How do I make Codex generate idiomatic Rust code?
Spell it out in AGENTS.md: propagate errors with the ? operator, define custom Error enums with thiserror, avoid unnecessary clone(), prefer iterator chains over manual for loops, and use impl Trait instead of Box<dyn Trait>. Once cargo clippy -- -D warnings is on the allowed-commands list, Codex auto-validates after every edit and consistently produces idiomatic code.
Can Codex write Rust macros?
Yes. Codex CLI can write declarative macros (macro_rules!) and procedural macros (proc macros), and understands the difference between derive, attribute, and function-like macros. For complex proc macros, provide an example of the expected expansion in your prompt to help Codex understand the semantic boundaries. Use cargo expand (cargo-expand required) to verify the expansion, then feed the output back to Codex for corrections.

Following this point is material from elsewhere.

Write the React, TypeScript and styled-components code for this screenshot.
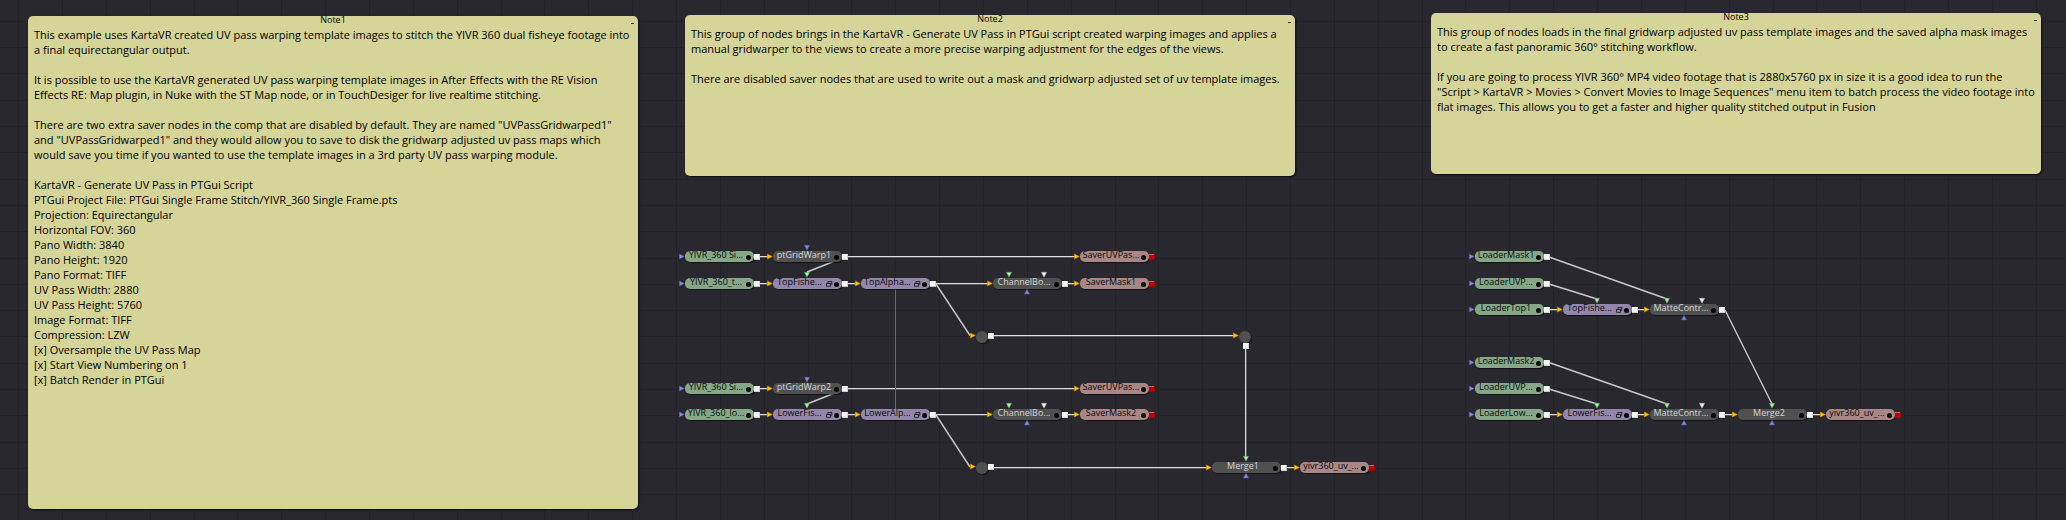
import React from "react";
import styled, { createGlobalStyle } from "styled-components";

const GlobalStyle = createGlobalStyle`
  html, body { margin: 0; padding: 0; background: #28282e; }
  body { overflow: hidden; }
`;

type Kind = "loader" | "tool" | "macro" | "saver";

const fills: Record<Kind, string> = {
  loader: "#86a787",
  tool: "#505050",
  macro: "#9287aa",
  saver: "#a98786",
};

const Canvas = styled.main`
  position: relative;
  width: 2066px;
  height: 520px;
  overflow: hidden;
  background: #28282e;
  font-family: "Open Sans", "Noto Sans", sans-serif;
`;

const Layer = styled.svg`
  position: absolute;
  inset: 0;
  width: 2066px;
  height: 520px;
  pointer-events: none;
`;

const NoteCard = styled.article<{ $x: number; $y: number; $h: number }>`
  position: absolute;
  left: ${(p) => p.$x}px;
  top: ${(p) => p.$y}px;
  width: 610px;
  height: ${(p) => p.$h}px;
  box-sizing: border-box;
  border-radius: 5px;
  background: #d5d499;
  box-shadow: 1px 1px 2px rgba(0, 0, 0, 0.75);
  color: #000;
  display: flex;
  flex-direction: column;
`;

const NoteTitle = styled.header`
  height: 11px;
  line-height: 7px;
  font-size: 9px;
  text-align: center;
`;

const NoteBody = styled.div`
  padding: 0 6px;
  font-size: 11px;
  line-height: 15px;
  white-space: pre;
`;

const Collapse = styled.span`
  position: absolute;
  right: 4px;
  top: 7px;
  width: 3px;
  height: 1px;
  background: #33332a;
`;

const NodeTile = styled.div<{ $x: number; $y: number; $kind: Kind }>`
  position: absolute;
  left: ${(p) => p.$x}px;
  top: ${(p) => p.$y}px;
  width: 69px;
  height: 11px;
  display: flex;
  align-items: flex-start;
  border-radius: 5px;
  background: ${(p) => fills[p.$kind]};
  box-shadow: 1px 1px 1px rgba(0, 0, 0, 0.55);
  color: ${(p) => (p.$kind === "tool" ? "#d4d4d4" : "#0a0a0a")};
`;

const NodeLabel = styled.span<{ $narrow: boolean }>`
  width: ${(p) => (p.$narrow ? 53 : 62)}px;
  flex: none;
  font-size: 9px;
  line-height: 7px;
  text-align: center;
  white-space: nowrap;
`;

const MacroIcon = styled.svg`
  width: 7px;
  height: 6px;
  margin-top: 2.5px;
  flex: none;
`;

const StatusDot = styled.i`
  position: absolute;
  right: 2.8px;
  top: 3.6px;
  width: 5.4px;
  height: 5.4px;
  border-radius: 50%;
  background: #050505;
`;

const Router = styled.div<{ $x: number; $y: number }>`
  position: absolute;
  left: ${(p) => p.$x - 6}px;
  top: ${(p) => p.$y - 6}px;
  width: 12px;
  height: 12px;
  border-radius: 50%;
  background: #505050;
  box-shadow: 1px 1px 1px rgba(0, 0, 0, 0.5);
`;

interface Tint {
  fill: string;
  edge: string;
}

interface NodeData {
  x: number;
  y: number;
  kind: Kind;
  label: string;
  top?: [number, Tint][];
  bottom?: number;
}

const GREEN: Tint = { fill: "#b4f0b6", edge: "#4f9a54" };
const WHITE: Tint = { fill: "#f8f8f8", edge: "#a8a8a8" };
const VIOLET: Tint = { fill: "#8c8cd8", edge: "#4c4ca4" };
const YELLOW: Tint = { fill: "#ffc800", edge: "#c07c00" };

const nodes: NodeData[] = [
  { x: 685, y: 251, kind: "loader", label: "YIVR_360 Si..." },
  { x: 773, y: 251, kind: "tool", label: "ptGridWarp1", top: [[34, VIOLET]] },
  { x: 1080, y: 251, kind: "saver", label: "SaverUVPas..." },
  { x: 685, y: 278, kind: "loader", label: "YIVR_360_t..." },
  { x: 773, y: 278, kind: "macro", label: "TopFishe...", top: [[34, GREEN]] },
  { x: 861, y: 278, kind: "macro", label: "TopAlpha..." },
  { x: 993, y: 278, kind: "tool", label: "ChannelBo...", top: [[16, GREEN], [51, WHITE]], bottom: 34 },
  { x: 1080, y: 278, kind: "saver", label: "SaverMask1" },
  { x: 685, y: 383, kind: "loader", label: "YIVR_360 Si..." },
  { x: 773, y: 383, kind: "tool", label: "ptGridWarp2", top: [[34, VIOLET]] },
  { x: 1080, y: 383, kind: "saver", label: "SaverUVPas..." },
  { x: 685, y: 409, kind: "loader", label: "YIVR_360_lo..." },
  { x: 773, y: 409, kind: "macro", label: "LowerFis...", top: [[34, GREEN]] },
  { x: 861, y: 409, kind: "macro", label: "LowerAlp..." },
  { x: 993, y: 409, kind: "tool", label: "ChannelBo...", top: [[16, GREEN], [51, WHITE]], bottom: 34 },
  { x: 1080, y: 409, kind: "saver", label: "SaverMask2" },
  { x: 1212, y: 462, kind: "tool", label: "Merge1", top: [[34, GREEN]], bottom: 34 },
  { x: 1300, y: 462, kind: "saver", label: "yivr360_uv_..." },
  { x: 1475, y: 251, kind: "loader", label: "LoaderMask1" },
  { x: 1475, y: 278, kind: "loader", label: "LoaderUVP..." },
  { x: 1475, y: 304, kind: "loader", label: "LoaderTop1" },
  { x: 1563, y: 304, kind: "macro", label: "TopFishe...", top: [[34, GREEN]] },
  { x: 1650, y: 304, kind: "tool", label: "MatteContr...", top: [[17, GREEN], [52, WHITE]], bottom: 34 },
  { x: 1475, y: 357, kind: "loader", label: "LoaderMask2" },
  { x: 1475, y: 383, kind: "loader", label: "LoaderUVP..." },
  { x: 1475, y: 409, kind: "loader", label: "LoaderLow..." },
  { x: 1563, y: 409, kind: "macro", label: "LowerFis...", top: [[34, GREEN]] },
  { x: 1650, y: 409, kind: "tool", label: "MatteContr...", top: [[17, GREEN], [52, WHITE]], bottom: 34 },
  { x: 1738, y: 409, kind: "tool", label: "Merge2", top: [[34, GREEN]], bottom: 34 },
  { x: 1826, y: 409, kind: "saver", label: "yivr360_uv_..." },
];

const routers = [
  { x: 982, y: 337, down: false },
  { x: 1245, y: 337, down: true },
  { x: 982, y: 468, down: false },
];

const straightWires: [number, number, number][] = [
  [759, 768, 256], [847, 1075, 256],
  [759, 768, 283], [847, 856, 283], [935, 988, 283], [1067, 1075, 283],
  [993, 1234, 335],
  [759, 768, 388], [847, 1075, 388],
  [759, 768, 414], [847, 856, 414], [935, 988, 414], [1067, 1075, 414],
  [993, 1207, 467], [1286, 1295, 467],
  [1549, 1558, 309], [1637, 1645, 309],
  [1549, 1558, 414], [1637, 1645, 414], [1724, 1733, 414], [1812, 1821, 414],
];

const slantedWires: [number, number, number, number][] = [
  [845, 257, 807, 272],
  [845, 389, 807, 404],
  [936, 284, 970, 335.5],
  [936, 415, 970, 467],
  [1549, 257, 1667, 299],
  [1549, 284, 1597, 299],
  [1549, 362.5, 1667, 404],
  [1549, 389, 1597, 404],
  [1725, 310, 1772, 404],
];

const note1 = `This example uses KartaVR created UV pass warping template images to stitch the YIVR 360 dual fisheye footage into
a final equirectangular output.

It is possible to use the KartaVR generated UV pass warping template images in After Effects with the RE Vision
Effects RE: Map plugin, in Nuke with the ST Map node, or in TouchDesiger for live realtime stitching.

There are two extra saver nodes in the comp that are disabled by default. They are named "UVPassGridwarped1"
and "UVPassGridwarped1" and they would allow you to save to disk the gridwarp adjusted uv pass maps which
would save you time if you wanted to use the template images in a 3rd party UV pass warping module.

KartaVR - Generate UV Pass in PTGui Script
PTGui Project File: PTGui Single Frame Stitch/YIVR_360 Single Frame.pts
Projection: Equirectangular
Horizontal FOV: 360
Pano Width: 3840
Pano Height: 1920
Pano Format: TIFF
UV Pass Width: 2880
UV Pass Height: 5760
Image Format: TIFF
Compression: LZW
[x] Oversample the UV Pass Map
[x] Start View Numbering on 1
[x] Batch Render in PTGui`;

const note2 = `This group of nodes brings in the KartaVR - Generate UV Pass in PTGui script created warping images and applies a
manual gridwarper to the views to create a more precise warping adjustment for the edges of the views.

There are disabled saver nodes that are used to write out a mask and gridwarp adjusted set of uv template images.`;

const note3 = `This group of nodes loads in the final gridwarp adjusted uv pass template images and the saved alpha mask images
to create a fast panoramic 360° stitching workflow.

If you are going to process YIVR 360° MP4 video footage that is 2880x5760 px in size it is a good idea to run the
"Script > KartaVR > Movies > Convert Movies to Image Sequences" menu item to batch process the video footage into
flat images. This allows you to get a faster and higher quality stitched output in Fusion`;

const notes = [
  { x: 28, y: 16, h: 493, title: "Note1", text: note1 },
  { x: 685, y: 15, h: 161, title: "Note2", text: note2 },
  { x: 1431, y: 13, h: 161, title: "Note3", text: note3 },
];

function Grid() {
  return (
    <Layer viewBox="0 0 2066 520" shapeRendering="crispEdges" fill="#222227">
      {Array.from({ length: 47 }, (_, i) => (
        <rect key={`v${i}`} x={Math.round(18.1 + 43.86 * i)} y={0} width={1} height={520} />
      ))}
      {Array.from({ length: 20 }, (_, i) => (
        <rect key={`h${i}`} x={0} y={Math.round(20.9 + 26.29 * i)} width={2066} height={1} />
      ))}
    </Layer>
  );
}

function Wires() {
  return (
    <Layer viewBox="0 0 2066 520">
      <g shapeRendering="crispEdges">
        {straightWires.map(([a, b, y]) => (
          <React.Fragment key={`${a}-${y}`}>
            <rect x={a} y={y} width={b - a} height={1} fill="#dededf" />
            <rect x={a} y={y + 1} width={b - a} height={1} fill="#55555a" />
          </React.Fragment>
        ))}
        <rect x={1245} y={349} width={1} height={108} fill="#dededf" />
        <rect x={1246} y={349} width={1} height={108} fill="#55555a" />
        <rect x={895} y={289} width={1} height={120} fill="#229a28" />
      </g>
      {slantedWires.map(([a, b, c, d]) => (
        <line key={`${a}-${b}`} x1={a} y1={b} x2={c} y2={d} stroke="#cacacc" strokeWidth={1.4} />
      ))}
    </Layer>
  );
}

function Arrow({ x, y, dir, tint }: { x: number; y: number; dir: "right" | "down" | "up"; tint: Tint }) {
  const shapes = {
    right: `${x + 0.3},${y + 0.2} ${x + 5.4},${y + 2.8} ${x + 0.3},${y + 5.4}`,
    down: `${x - 2.6},${y + 0.3} ${x + 2.6},${y + 0.3} ${x},${y + 5.2}`,
    up: `${x - 2.6},${y + 5} ${x + 2.6},${y + 5} ${x},${y + 0.3}`,
  };
  return (
    <polygon points={shapes[dir]} fill={tint.fill} stroke={tint.edge} strokeWidth={0.6} strokeLinejoin="round" />
  );
}

function OutPort({ x, y, end }: { x: number; y: number; end?: boolean }) {
  return (
    <g>
      <rect x={x} y={y} width={6} height={6} fill={end ? "#9c0808" : "#cfcfcf"} />
      <rect x={x} y={y} width={5} height={5} fill={end ? "#c40000" : "#f4f4f4"} />
      {end && <rect x={x} y={y} width={5} height={1} fill="#d86060" />}
    </g>
  );
}

function Ports() {
  return (
    <Layer viewBox="0 0 2066 520">
      {nodes.map((n) => (
        <g key={`${n.x}-${n.y}`}>
          <Arrow x={n.x - 6} y={n.y + 2.7} dir="right" tint={n.kind === "loader" ? VIOLET : YELLOW} />
          <OutPort x={n.x + 69} y={n.y + 3} end={n.kind === "saver"} />
          {n.top?.map(([dx, tint]) => (
            <Arrow key={dx} x={n.x + dx} y={n.y - 6} dir="down" tint={tint} />
          ))}
          {n.bottom && <Arrow x={n.x + n.bottom} y={n.y + 11} dir="up" tint={VIOLET} />}
        </g>
      ))}
      {routers.map((r) => (
        <g key={`${r.x}-${r.y}`}>
          <Arrow x={r.x - 12} y={r.y - 4.3} dir="right" tint={YELLOW} />
          <OutPort x={r.down ? r.x - 2 : r.x + 6} y={r.down ? r.y + 6 : r.y - 4} />
        </g>
      ))}
    </Layer>
  );
}

function NodeView({ node }: { node: NodeData }) {
  const macro = node.kind === "macro";
  return (
    <NodeTile $x={node.x} $y={node.y} $kind={node.kind}>
      <NodeLabel $narrow={macro}>{node.label}</NodeLabel>
      {macro && (
        <MacroIcon viewBox="0 0 7 6" fill="#9287aa" stroke="#141414" strokeWidth="0.8">
          <rect x="2" y="0.5" width="3.8" height="2.6" />
          <rect x="0.6" y="2.5" width="3.8" height="2.8" />
        </MacroIcon>
      )}
      <StatusDot />
    </NodeTile>
  );
}

export default function App() {
  return (
    <Canvas>
      <GlobalStyle />
      <Grid />
      {notes.map((n) => (
        <NoteCard key={n.title} $x={n.x} $y={n.y} $h={n.h}>
          <NoteTitle>{n.title}</NoteTitle>
          <NoteBody>{n.text}</NoteBody>
          <Collapse />
        </NoteCard>
      ))}
      <Wires />
      {nodes.map((n) => (
        <NodeView key={`${n.x}-${n.y}`} node={n} />
      ))}
      {routers.map((r) => (
        <Router key={`${r.x}-${r.y}`} $x={r.x} $y={r.y} />
      ))}
      <Ports />
    </Canvas>
  );
}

How does Codex handle unsafe Rust?
Codex CLI is conservative with unsafe code and prefers safe alternatives. When unsafe is genuinely required (FFI bindings, low-level memory operations), Codex adds // Safety: comments documenting the invariants and suggests verifying with Miri. Defining your unsafe policy in AGENTS.md (e.g. allowed only in specific modules) keeps Codex seeking safe alternatives everywhere else.